** START OF Data segment **

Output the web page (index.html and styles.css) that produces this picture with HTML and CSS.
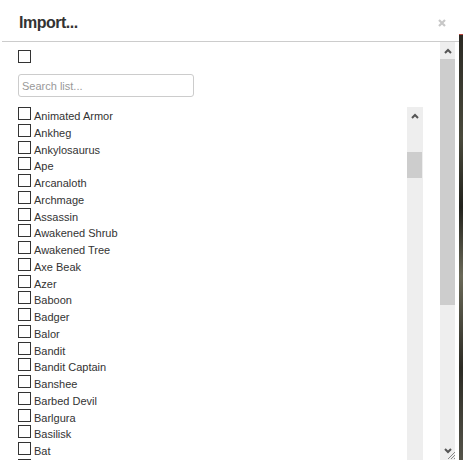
FILE: index.html
```
<!DOCTYPE html>
<html>
<head>
<meta charset="utf-8">
<link rel="stylesheet" href="styles.css">
</head>
<body>
<div class="dialog">
  <div class="header">
    <span class="title">Import...</span>
    <svg class="close" width="8" height="8" viewBox="0 0 8 8"><path d="M1 1L7 7M7 1L1 7" stroke="#c8c8c8" stroke-width="2.2" fill="none"/></svg>
  </div>
  <div class="body">
    <div class="main">
      <span class="cb top-cb"></span>
      <input class="search" type="text" placeholder="Search list...">
      <div class="listwrap">
        <div class="list">
          <div class="row"><span class="cb"></span><span class="lbl">Animated Armor</span></div>
          <div class="row"><span class="cb"></span><span class="lbl">Ankheg</span></div>
          <div class="row"><span class="cb"></span><span class="lbl">Ankylosaurus</span></div>
          <div class="row"><span class="cb"></span><span class="lbl">Ape</span></div>
          <div class="row"><span class="cb"></span><span class="lbl">Arcanaloth</span></div>
          <div class="row"><span class="cb"></span><span class="lbl">Archmage</span></div>
          <div class="row"><span class="cb"></span><span class="lbl">Assassin</span></div>
          <div class="row"><span class="cb"></span><span class="lbl">Awakened Shrub</span></div>
          <div class="row"><span class="cb"></span><span class="lbl">Awakened Tree</span></div>
          <div class="row"><span class="cb"></span><span class="lbl">Axe Beak</span></div>
          <div class="row"><span class="cb"></span><span class="lbl">Azer</span></div>
          <div class="row"><span class="cb"></span><span class="lbl">Baboon</span></div>
          <div class="row"><span class="cb"></span><span class="lbl">Badger</span></div>
          <div class="row"><span class="cb"></span><span class="lbl">Balor</span></div>
          <div class="row"><span class="cb"></span><span class="lbl">Bandit</span></div>
          <div class="row"><span class="cb"></span><span class="lbl">Bandit Captain</span></div>
          <div class="row"><span class="cb"></span><span class="lbl">Banshee</span></div>
          <div class="row"><span class="cb"></span><span class="lbl">Barbed Devil</span></div>
          <div class="row"><span class="cb"></span><span class="lbl">Barlgura</span></div>
          <div class="row"><span class="cb"></span><span class="lbl">Basilisk</span></div>
          <div class="row"><span class="cb"></span><span class="lbl">Bat</span></div>
          <div class="row"><span class="cb"></span><span class="lbl">Bearded Devil</span></div>
        </div>
        <div class="bar inner-bar">
          <div class="btn"><svg width="8" height="6" viewBox="0 0 8 6"><path d="M1 5L4 2L7 5" stroke="#555" stroke-width="2" fill="none"/></svg></div>
          <div class="thumb inner-thumb"></div>
        </div>
      </div>
    </div>
    <div class="bar outer-bar">
      <div class="btn"><svg width="8" height="6" viewBox="0 0 8 6"><path d="M1 5L4 2L7 5" stroke="#555" stroke-width="2" fill="none"/></svg></div>
      <div class="thumb outer-thumb"></div>
      <div class="spacer"></div>
      <div class="btn btn-down"><svg width="8" height="6" viewBox="0 0 8 6"><path d="M1 1L4 4L7 1" stroke="#555" stroke-width="2" fill="none"/></svg></div>
      <svg class="grip" width="9" height="9" viewBox="0 0 9 9"><path d="M8 1L1 8M8 4L4 8M8 7L7 8" stroke="#888" stroke-width="1" fill="none"/></svg>
    </div>
  </div>
</div>
<div class="backdrop"></div>
</body>
</html>
```
FILE: styles.css
```
html, body {
  margin: 0;
  padding: 0;
}
body {
  display: flex;
  height: 460px;
  overflow: hidden;
  background: #fff;
  font-family: "Liberation Sans", Arial, sans-serif;
}
.dialog {
  width: 459px;
  height: 460px;
  flex: none;
  display: flex;
  flex-direction: column;
  background: #fff;
}
.backdrop {
  flex: 1;
  background: linear-gradient(to bottom, #fff 0, #fff 34px, #b8433c 34px, #b8433c 35px, #2b2a24 35px, #4a4a3c 30%, #22221c 45%, #6a6958 60%, #2c2b24 80%, #55544a 100%);
}
.header {
  height: 42px;
  box-sizing: border-box;
  margin-left: 2px;
  border-bottom: 1px solid #ccc;
  display: flex;
  justify-content: space-between;
  align-items: flex-start;
  padding: 13px 13px 0 17px;
}
.title {
  font-size: 16px;
  line-height: 20px;
  font-weight: bold;
  color: #333;
  letter-spacing: -0.5px;
}
.close {
  margin-top: 6px;
}
.body {
  flex: 1;
  min-height: 0;
  display: flex;
}
.main {
  flex: 1;
  min-width: 0;
  display: flex;
  flex-direction: column;
  padding: 8px 0 0 18px;
  overflow: hidden;
}
.cb {
  display: block;
  width: 13px;
  height: 13px;
  box-sizing: border-box;
  border: 1px solid #333;
  background: #fff;
  flex: none;
}
.top-cb {
  margin-bottom: 11px;
}
.search {
  width: 176px;
  height: 23px;
  box-sizing: border-box;
  border: 1px solid #ccc;
  border-radius: 3px;
  padding: 0 3px;
  margin: 0 0 10px 0;
  font-family: "Liberation Sans", Arial, sans-serif;
  font-size: 11px;
  color: #333;
  background: #fff;
  flex: none;
}
.search::placeholder {
  color: #999;
}
.listwrap {
  width: 405px;
  flex: 1;
  min-height: 0;
  display: flex;
  overflow: hidden;
}
.list {
  flex: 1;
}
.row {
  height: 16.75px;
  display: flex;
  align-items: flex-start;
}
.lbl {
  font-size: 11px;
  line-height: 16px;
  padding-top: 1px;
  margin-left: 3px;
  color: #333;
  white-space: nowrap;
}
.bar {
  width: 16px;
  background: #eee;
  display: flex;
  flex-direction: column;
  flex: none;
}
.btn {
  height: 17px;
  display: flex;
  align-items: center;
  justify-content: center;
  flex: none;
}
.thumb {
  background: #cdcdcd;
  flex: none;
}
.inner-thumb {
  margin-top: 28px;
  height: 26px;
  width: 15px;
}
.outer-bar {
  width: 15px;
  margin-right: 4px;
  position: relative;
}
.outer-thumb {
  height: 246px;
}
.spacer {
  flex: 1;
}
.btn-down {
  align-items: flex-start;
  justify-content: flex-start;
  padding-left: 4px;
  padding-top: 6px;
  box-sizing: border-box;
  height: 18px;
}
.grip {
  position: absolute;
  right: -1px;
  bottom: 0;
}
```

** END OF Data segment **

Challenge: Show the lines of the material that contain the word "html".

Answer to the task:
Output the web page (index.html and styles.css) that produces this picture with HTML and CSS.
FILE: index.html
<!DOCTYPE html>
<html>
</html>
html, body {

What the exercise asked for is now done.